-------- Dataset content

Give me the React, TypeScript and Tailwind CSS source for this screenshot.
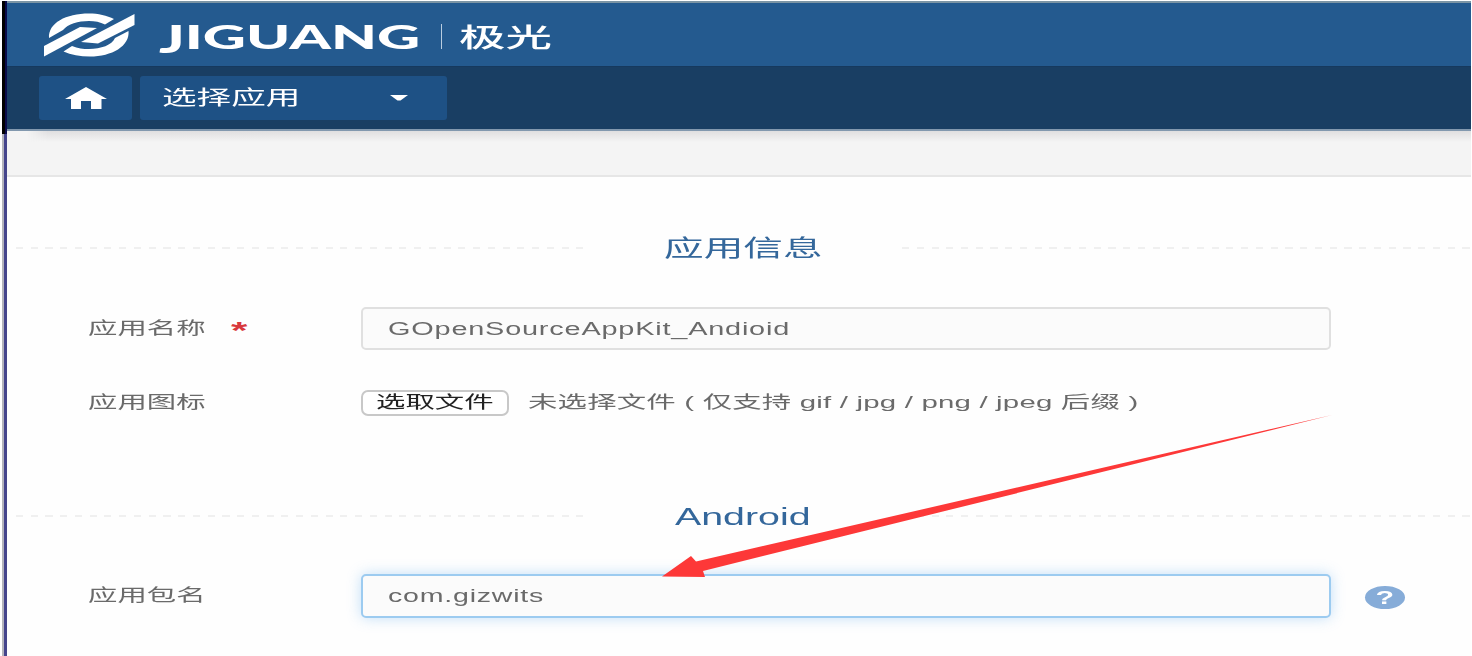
import type { ReactNode } from "react";

const sans = "font-['Liberation_Sans','Noto_Sans_CJK_SC',sans-serif]";

function Wide({ className = "", children }: { className?: string; children: ReactNode }) {
  return (
    <span className={`inline-block whitespace-nowrap ${className}`}>{children}</span>
  );
}

function Dashes() {
  return (
    <div className="h-[2px] bg-[repeating-linear-gradient(90deg,#f0f0f0_0px,#f0f0f0_7px,transparent_7px,transparent_14.75px)]" />
  );
}

function SectionTitle({ children }: { children: ReactNode }) {
  return (
    <div className="flex h-10 items-center">
      <div className="w-[567px] shrink-0 ml-[9px]">
        <Dashes />
      </div>
      <h2 className="w-[319px] shrink-0 text-[#34679b]">{children}</h2>
      <div className="flex-1">
        <Dashes />
      </div>
    </div>
  );
}

function Label({ children }: { children: ReactNode }) {
  return (
    <label className="w-[273px] shrink-0 pb-[3px] text-[17.3px] leading-6 text-[#6a6a6a]">{children}</label>
  );
}

function Logo() {
  return (
    <svg className="block h-[44px] w-[92px]" viewBox="44 13 92 44" fill="#fff">
      <path d="M49 38 C48 23 66 13.500 89 13.500 C98 13.500 107 15.500 114 19 L105 24.500 C100 22 95 21 89 21 C78 21 68 24 63 30 Z" />
      <path d="M134.500 14 V25 L98 43.500 L81 42 Z" />
      <path d="M44 56.500 V46 L80 27 L97 28 Z" />
      <path d="M128.500 31 C130 46 112 56.500 90 56.500 C80 56.500 71 55 63.500 51.500 L72 46 C78 48.500 83 49 89 49 C101 49 112 45 115 38 Z" />
    </svg>
  );
}

export default function App() {
  return (
    <div className={`relative flex h-[656px] w-[1472px] overflow-hidden bg-white pt-px pl-[2px] pr-px ${sans}`}>
      <div className="flex w-[5px] shrink-0 flex-col">
        <div className="h-[133px] border-r-2 border-[#0b0b4a] bg-black" />
        <div className="flex-1 border-r-[3px] border-l-2 border-l-[#b4b4bc] border-r-[#45458c]" />
      </div>
      <div className="flex flex-1 flex-col bg-[#fefefe]">
        <header className="flex h-[65px] shrink-0 items-start border-t-2 border-[#7c95a5] bg-[#245a8f] text-white">
          <div className="ml-[37px] mt-[10px]">
            <Logo />
          </div>
          <div className="ml-[23px] mt-[14px] w-[282px] font-['Lato',sans-serif] text-[31.5px] leading-10 font-black">
            <Wide className="origin-left scale-x-[1.89]">
              <span className="inline-block origin-[0_25%] scale-y-[1.2]">J</span>IGUANG
            </Wide>
          </div>
          <div className="mt-[21px] h-[25px] w-px bg-[#b9cde0]" />
          <div className="ml-[17px] mt-[15px] text-[26px] leading-10 font-medium">
            <Wide className="origin-left scale-x-[1.79]">极光</Wide>
          </div>
        </header>
        <nav className="relative z-10 flex h-[65px] shrink-0 items-start gap-2 border-t border-b-2 border-t-[#16395e] border-b-[#8298ae] bg-[#193e63] pt-[9px] pl-8">
          <button className="flex h-[44px] w-[93px] items-center justify-center rounded-[3px] bg-[#1e5185]">
            <svg className="h-[22px] w-[42px]" viewBox="0 0 42 22" fill="#fff">
              <path d="M21 0 L42 12 H36.500 V22 H26 V14 H16 V22 H6 V12 H0 Z" />
            </svg>
          </button>
          <button className="flex h-[44px] w-[307px] items-center rounded-[3px] bg-[#1e5185] pl-[22px] text-[20px] text-white">
            <span className="w-[228px] text-left">
              <Wide className="origin-left scale-x-[1.73]">选择应用</Wide>
            </span>
            <svg className="h-[6px] w-[18px]" viewBox="0 0 18 6" fill="#fff">
              <path d="M0 0 H18 L10.500 5.500 H7.500 Z" />
            </svg>
          </button>
        </nav>
        <div className="h-[46px] shrink-0 border-b-2 border-[#e6e6e6] bg-[#f4f4f4]">
          <div className="ml-5 h-[11px] bg-linear-to-b from-[#e0dfe0] to-[#f4f4f4] [mask-image:linear-gradient(90deg,transparent,#000_20px)]" />
        </div>

        <main className="flex flex-col">
          <div className="mt-[51px]">
            <SectionTitle>
              <span className="ml-[81px] block text-[23px] leading-8">
                <Wide className="origin-left scale-x-[1.725]">应用信息</Wide>
              </span>
            </SectionTitle>
          </div>
          <div className="mt-[39px] flex h-[43px] items-center pl-[81px]">
            <Label>
              <span className="inline-block w-[143px]">
                <Wide className="origin-left scale-x-[1.7]">应用名称</Wide>
              </span>
              <Wide className="origin-left translate-y-[5px] scale-x-[1.75] text-[24px] leading-none font-bold text-[#d8383c]">*</Wide>
            </Label>
            <div className="flex h-[43px] w-[970px] items-center rounded-[5px] border-2 border-[#e0e0e0] bg-[#fbfbfb] pt-px pl-[25px] text-[18px] tracking-[0.5px] text-[#6a6a6a]">
              <Wide className="origin-left scale-x-[1.604]">GOpenSourceAppKit_Andioid</Wide>
            </div>
          </div>
          <div className="mt-[40px] flex h-[26px] items-center pl-[81px]">
            <Label>
              <Wide className="origin-left scale-x-[1.7]">应用图标</Wide>
            </Label>
            <button className="flex h-[26px] w-[148px] items-center rounded-[7px] border-2 border-[#c8c8c8] bg-white pl-[13px] text-[17.3px] text-[#222]">
              <Wide className="origin-left scale-x-[1.7]">选取文件</Wide>
            </button>
            <div className="ml-[19px] text-[17.3px] tracking-[0.12px] text-[#6a6a6a]">
              <Wide className="origin-left scale-x-[1.7]">未选择文件 ( 仅支持 gif / jpg / png / jpeg 后缀 )</Wide>
            </div>
          </div>
          <div className="mt-[80px]">
            <SectionTitle>
              <span className="ml-[92px] block pt-px text-[23px] leading-8">
                <Wide className="origin-left scale-x-[1.71]">Android</Wide>
              </span>
            </SectionTitle>
          </div>
          <div className="mt-[38px] flex h-[44px] items-center pl-[81px]">
            <Label>
              <Wide className="origin-left scale-x-[1.7]">应用包名</Wide>
            </Label>
            <div className="flex h-[44px] w-[970px] items-center rounded-[5px] border-2 border-[#9ccbf0] bg-[#fbfbfb] pt-px pl-[25px] text-[18px] tracking-[0.5px] text-[#6a6a6a] shadow-[0_0_14px_rgba(120,185,240,0.45)]">
              <Wide className="origin-left scale-x-[1.585]">com.gizwits</Wide>
            </div>
            <div className="ml-[34px] mt-[3px] flex h-[23px] w-[40px] items-center justify-center rounded-[50%] bg-[#86acd8] text-[19px] leading-none font-bold text-white">
              <Wide className="scale-x-[1.6]">?</Wide>
            </div>
          </div>
        </main>
      </div>
      <svg className="pointer-events-none absolute inset-0 z-20 h-[656px] w-[1472px]" viewBox="0 0 1472 656">
        <path d="M662 576.500 L691 556 L696 561.500 L1332 415 L703 571 L705 577 Z" fill="#fd3838" />
      </svg>
    </div>
  );
}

----------------

▶ _Problem description_: Reproduce the full listing above verbatim, with no pictures included.

▶ _The completed task_:
Give me the React, TypeScript and Tailwind CSS source for this screenshot.
import type { ReactNode } from "react";

const sans = "font-['Liberation_Sans','Noto_Sans_CJK_SC',sans-serif]";

function Wide({ className = "", children }: { className?: string; children: ReactNode }) {
  return (
    <span className={`inline-block whitespace-nowrap ${className}`}>{children}</span>
  );
}

function Dashes() {
  return (
    <div className="h-[2px] bg-[repeating-linear-gradient(90deg,#f0f0f0_0px,#f0f0f0_7px,transparent_7px,transparent_14.75px)]" />
  );
}

function SectionTitle({ children }: { children: ReactNode }) {
  return (
    <div className="flex h-10 items-center">
      <div className="w-[567px] shrink-0 ml-[9px]">
        <Dashes />
      </div>
      <h2 className="w-[319px] shrink-0 text-[#34679b]">{children}</h2>
      <div className="flex-1">
        <Dashes />
      </div>
    </div>
  );
}

function Label({ children }: { children: ReactNode }) {
  return (
    <label className="w-[273px] shrink-0 pb-[3px] text-[17.3px] leading-6 text-[#6a6a6a]">{children}</label>
  );
}

function Logo() {
  return (
    <svg className="block h-[44px] w-[92px]" viewBox="44 13 92 44" fill="#fff">
      <path d="M49 38 C48 23 66 13.500 89 13.500 C98 13.500 107 15.500 114 19 L105 24.500 C100 22 95 21 89 21 C78 21 68 24 63 30 Z" />
      <path d="M134.500 14 V25 L98 43.500 L81 42 Z" />
      <path d="M44 56.500 V46 L80 27 L97 28 Z" />
      <path d="M128.500 31 C130 46 112 56.500 90 56.500 C80 56.500 71 55 63.500 51.500 L72 46 C78 48.500 83 49 89 49 C101 49 112 45 115 38 Z" />
    </svg>
  );
}

export default function App() {
  return (
    <div className={`relative flex h-[656px] w-[1472px] overflow-hidden bg-white pt-px pl-[2px] pr-px ${sans}`}>
      <div className="flex w-[5px] shrink-0 flex-col">
        <div className="h-[133px] border-r-2 border-[#0b0b4a] bg-black" />
        <div className="flex-1 border-r-[3px] border-l-2 border-l-[#b4b4bc] border-r-[#45458c]" />
      </div>
      <div className="flex flex-1 flex-col bg-[#fefefe]">
        <header className="flex h-[65px] shrink-0 items-start border-t-2 border-[#7c95a5] bg-[#245a8f] text-white">
          <div className="ml-[37px] mt-[10px]">
            <Logo />
          </div>
          <div className="ml-[23px] mt-[14px] w-[282px] font-['Lato',sans-serif] text-[31.5px] leading-10 font-black">
            <Wide className="origin-left scale-x-[1.89]">
              <span className="inline-block origin-[0_25%] scale-y-[1.2]">J</span>IGUANG
            </Wide>
          </div>
          <div className="mt-[21px] h-[25px] w-px bg-[#b9cde0]" />
          <div className="ml-[17px] mt-[15px] text-[26px] leading-10 font-medium">
            <Wide className="origin-left scale-x-[1.79]">极光</Wide>
          </div>
        </header>
        <nav className="relative z-10 flex h-[65px] shrink-0 items-start gap-2 border-t border-b-2 border-t-[#16395e] border-b-[#8298ae] bg-[#193e63] pt-[9px] pl-8">
          <button className="flex h-[44px] w-[93px] items-center justify-center rounded-[3px] bg-[#1e5185]">
            <svg className="h-[22px] w-[42px]" viewBox="0 0 42 22" fill="#fff">
              <path d="M21 0 L42 12 H36.500 V22 H26 V14 H16 V22 H6 V12 H0 Z" />
            </svg>
          </button>
          <button className="flex h-[44px] w-[307px] items-center rounded-[3px] bg-[#1e5185] pl-[22px] text-[20px] text-white">
            <span className="w-[228px] text-left">
              <Wide className="origin-left scale-x-[1.73]">选择应用</Wide>
            </span>
            <svg className="h-[6px] w-[18px]" viewBox="0 0 18 6" fill="#fff">
              <path d="M0 0 H18 L10.500 5.500 H7.500 Z" />
            </svg>
          </button>
        </nav>
        <div className="h-[46px] shrink-0 border-b-2 border-[#e6e6e6] bg-[#f4f4f4]">
          <div className="ml-5 h-[11px] bg-linear-to-b from-[#e0dfe0] to-[#f4f4f4] [mask-image:linear-gradient(90deg,transparent,#000_20px)]" />
        </div>

        <main className="flex flex-col">
          <div className="mt-[51px]">
            <SectionTitle>
              <span className="ml-[81px] block text-[23px] leading-8">
                <Wide className="origin-left scale-x-[1.725]">应用信息</Wide>
              </span>
            </SectionTitle>
          </div>
          <div className="mt-[39px] flex h-[43px] items-center pl-[81px]">
            <Label>
              <span className="inline-block w-[143px]">
                <Wide className="origin-left scale-x-[1.7]">应用名称</Wide>
              </span>
              <Wide className="origin-left translate-y-[5px] scale-x-[1.75] text-[24px] leading-none font-bold text-[#d8383c]">*</Wide>
            </Label>
            <div className="flex h-[43px] w-[970px] items-center rounded-[5px] border-2 border-[#e0e0e0] bg-[#fbfbfb] pt-px pl-[25px] text-[18px] tracking-[0.5px] text-[#6a6a6a]">
              <Wide className="origin-left scale-x-[1.604]">GOpenSourceAppKit_Andioid</Wide>
            </div>
          </div>
          <div className="mt-[40px] flex h-[26px] items-center pl-[81px]">
            <Label>
              <Wide className="origin-left scale-x-[1.7]">应用图标</Wide>
            </Label>
            <button className="flex h-[26px] w-[148px] items-center rounded-[7px] border-2 border-[#c8c8c8] bg-white pl-[13px] text-[17.3px] text-[#222]">
              <Wide className="origin-left scale-x-[1.7]">选取文件</Wide>
            </button>
            <div className="ml-[19px] text-[17.3px] tracking-[0.12px] text-[#6a6a6a]">
              <Wide className="origin-left scale-x-[1.7]">未选择文件 ( 仅支持 gif / jpg / png / jpeg 后缀 )</Wide>
            </div>
          </div>
          <div className="mt-[80px]">
            <SectionTitle>
              <span className="ml-[92px] block pt-px text-[23px] leading-8">
                <Wide className="origin-left scale-x-[1.71]">Android</Wide>
              </span>
            </SectionTitle>
          </div>
          <div className="mt-[38px] flex h-[44px] items-center pl-[81px]">
            <Label>
              <Wide className="origin-left scale-x-[1.7]">应用包名</Wide>
            </Label>
            <div className="flex h-[44px] w-[970px] items-center rounded-[5px] border-2 border-[#9ccbf0] bg-[#fbfbfb] pt-px pl-[25px] text-[18px] tracking-[0.5px] text-[#6a6a6a] shadow-[0_0_14px_rgba(120,185,240,0.45)]">
              <Wide className="origin-left scale-x-[1.585]">com.gizwits</Wide>
            </div>
            <div className="ml-[34px] mt-[3px] flex h-[23px] w-[40px] items-center justify-center rounded-[50%] bg-[#86acd8] text-[19px] leading-none font-bold text-white">
              <Wide className="scale-x-[1.6]">?</Wide>
            </div>
          </div>
        </main>
      </div>
      <svg className="pointer-events-none absolute inset-0 z-20 h-[656px] w-[1472px]" viewBox="0 0 1472 656">
        <path d="M662 576.500 L691 556 L696 561.500 L1332 415 L703 571 L705 577 Z" fill="#fd3838" />
      </svg>
    </div>
  );
}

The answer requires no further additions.